I believe Haiti stands as another sad example that the current foreign aid model simply doesn’t work. Throwing money at a dysfunctional and/or corrupt governments does not end up bettering the lot of the people. You all know the saying, “give a man a fish, he eats for a day. Teach a man to fish, he eats for a lifetime.” Well, billions of fish later, many Haitians aren’t even eating for a day.
Haiti needs jobs for its people. Haiti needs education facilities for its people. Haiti needs clean water and sewage disposal. But as the tent camps and the Cholera outbreak have shown, and despite all the good intentions of the aid workers and the money donors, the Haitian people have few to none of those things.
So where has all the money gone? Billions and billions were promised and sent and yet the poor Haitian people are in worse shape today than they were 1 year ago.

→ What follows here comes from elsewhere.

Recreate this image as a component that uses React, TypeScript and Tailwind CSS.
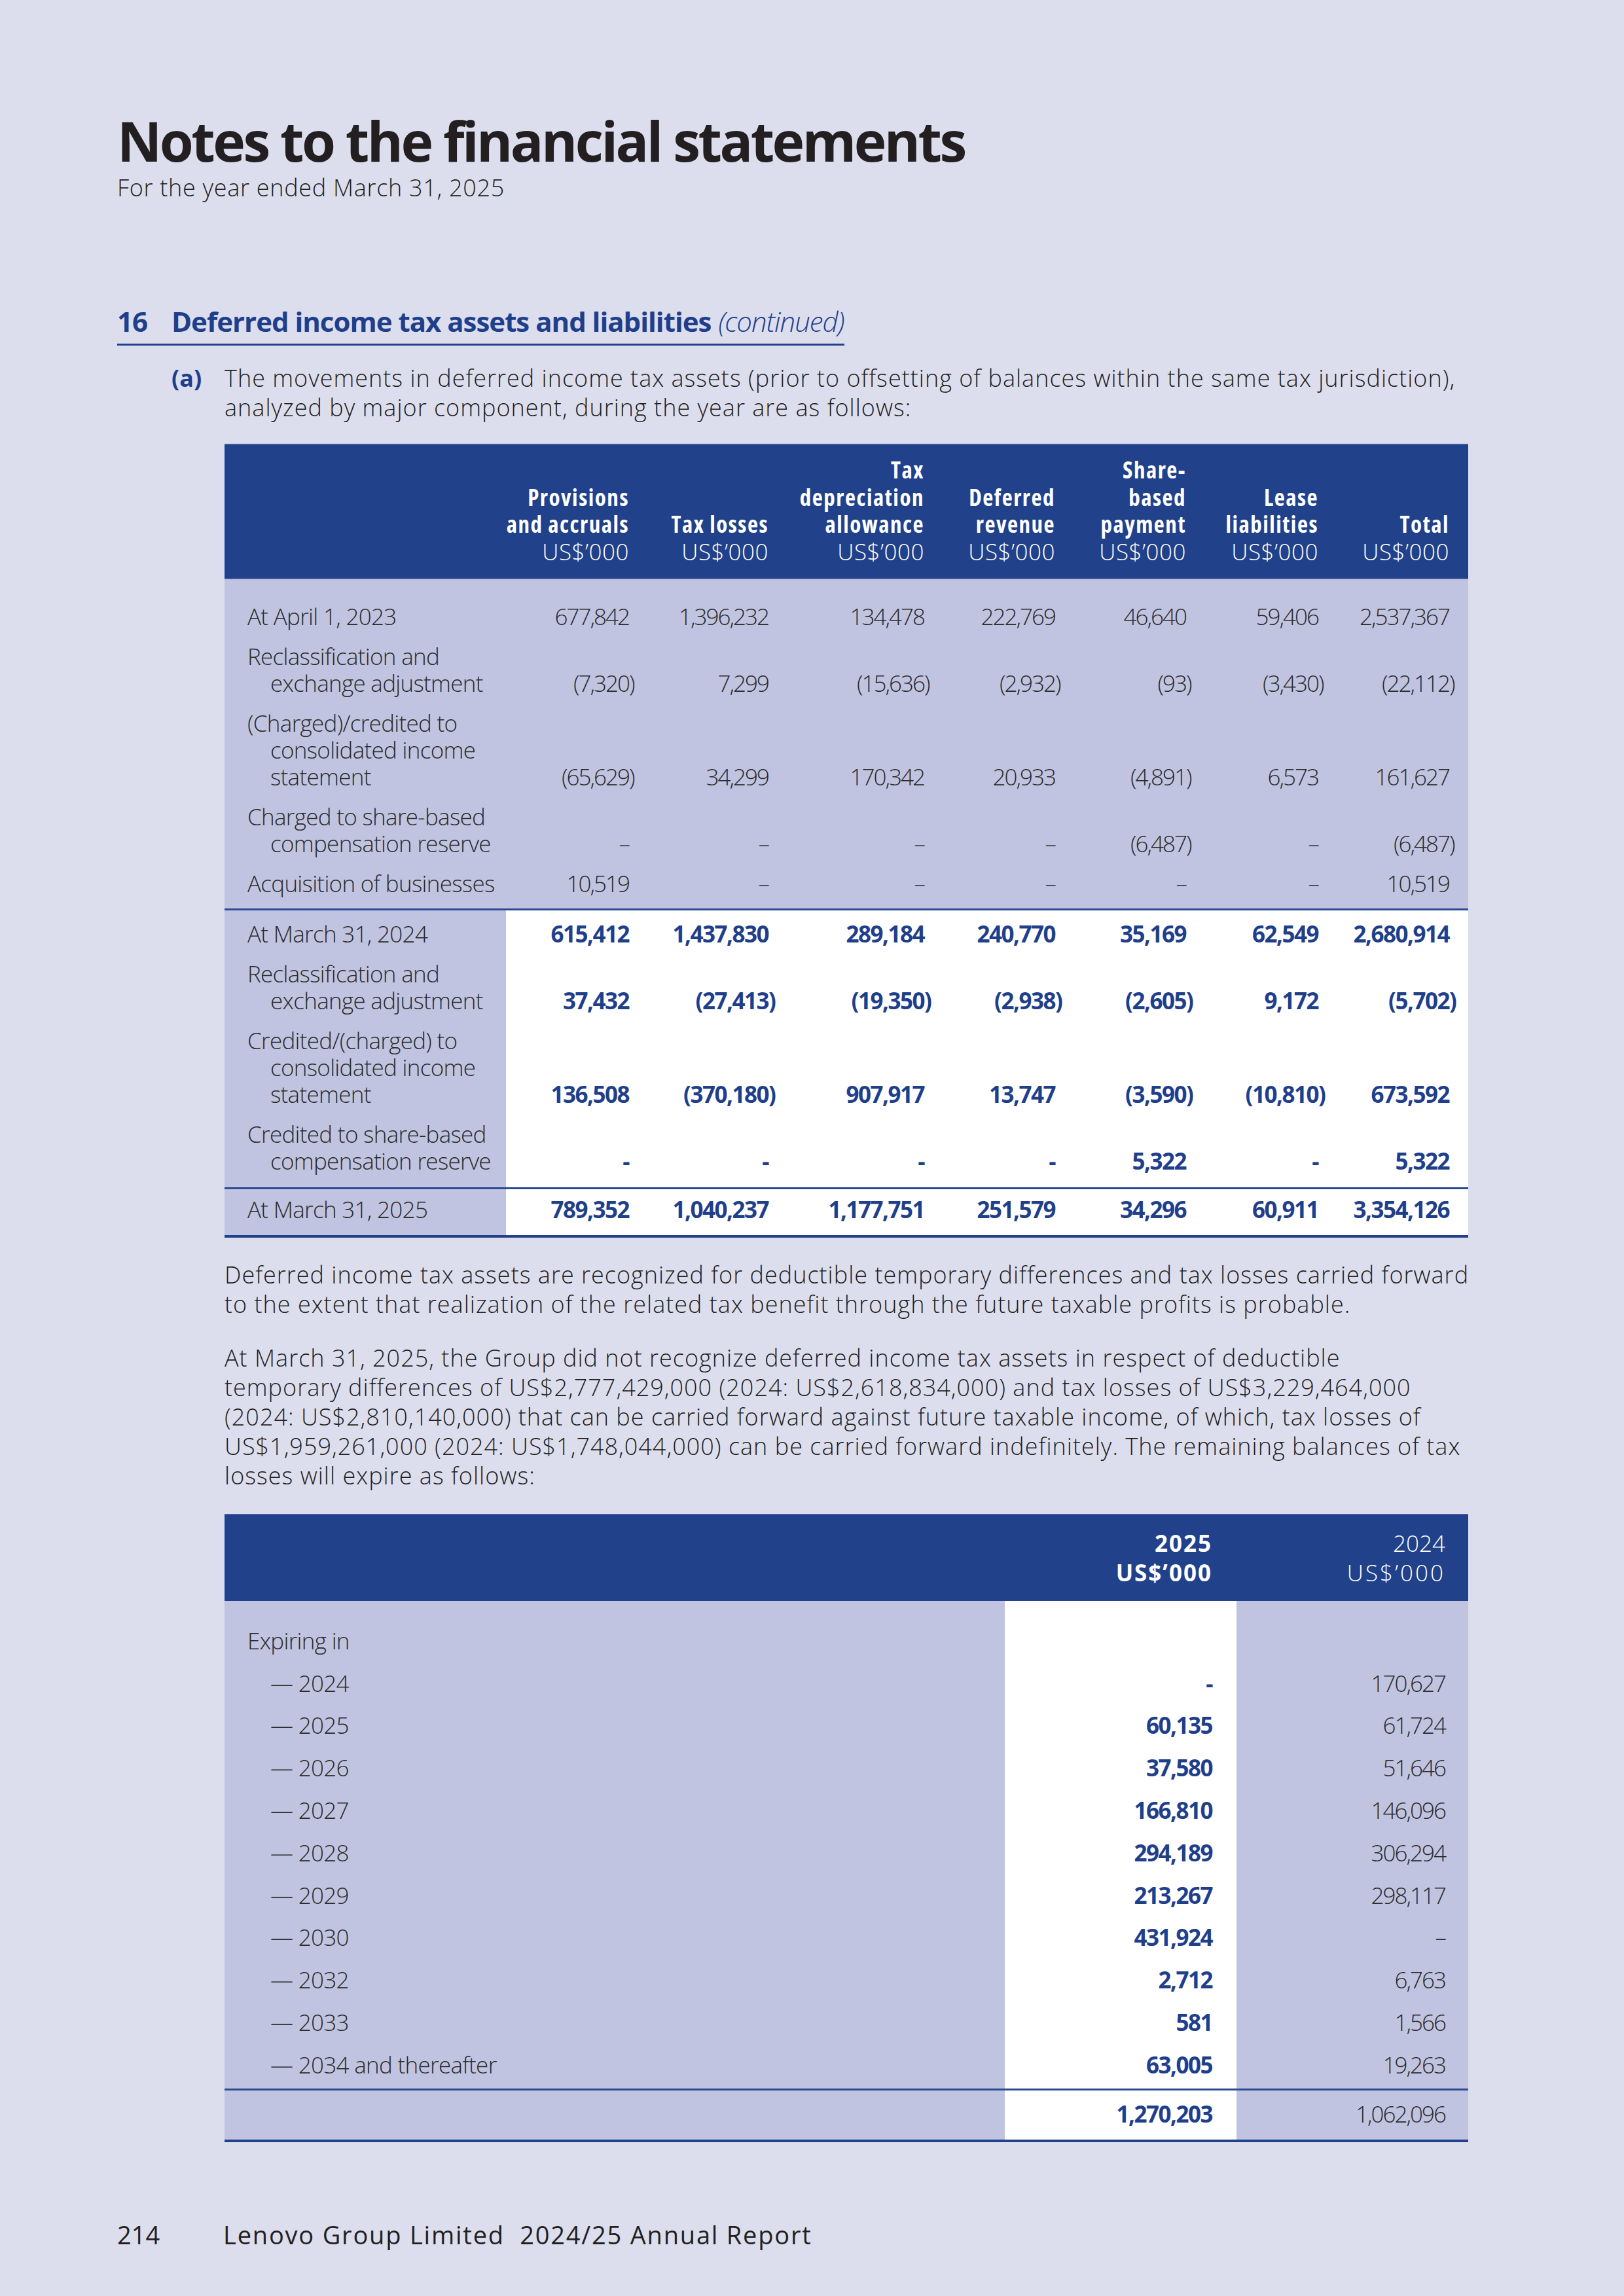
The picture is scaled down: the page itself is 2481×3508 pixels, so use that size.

I think it’s safe to say that it’s nearly always a country’s elite that is the problem. Until a country has an honest government structure, which respects the rule of law and has a serious reconstruction plan, our good intentions and generous foreign aid dollars do little help the average citizen. Meanwhile the country’s elite get richer, and in the end our money has done little of benefit.
And Haiti is not the only example of a country where our generosity has being misapplied or misappropriated.
It seems quite clear that an entirely new approach to aid is needed. Because this approach just isn’t working.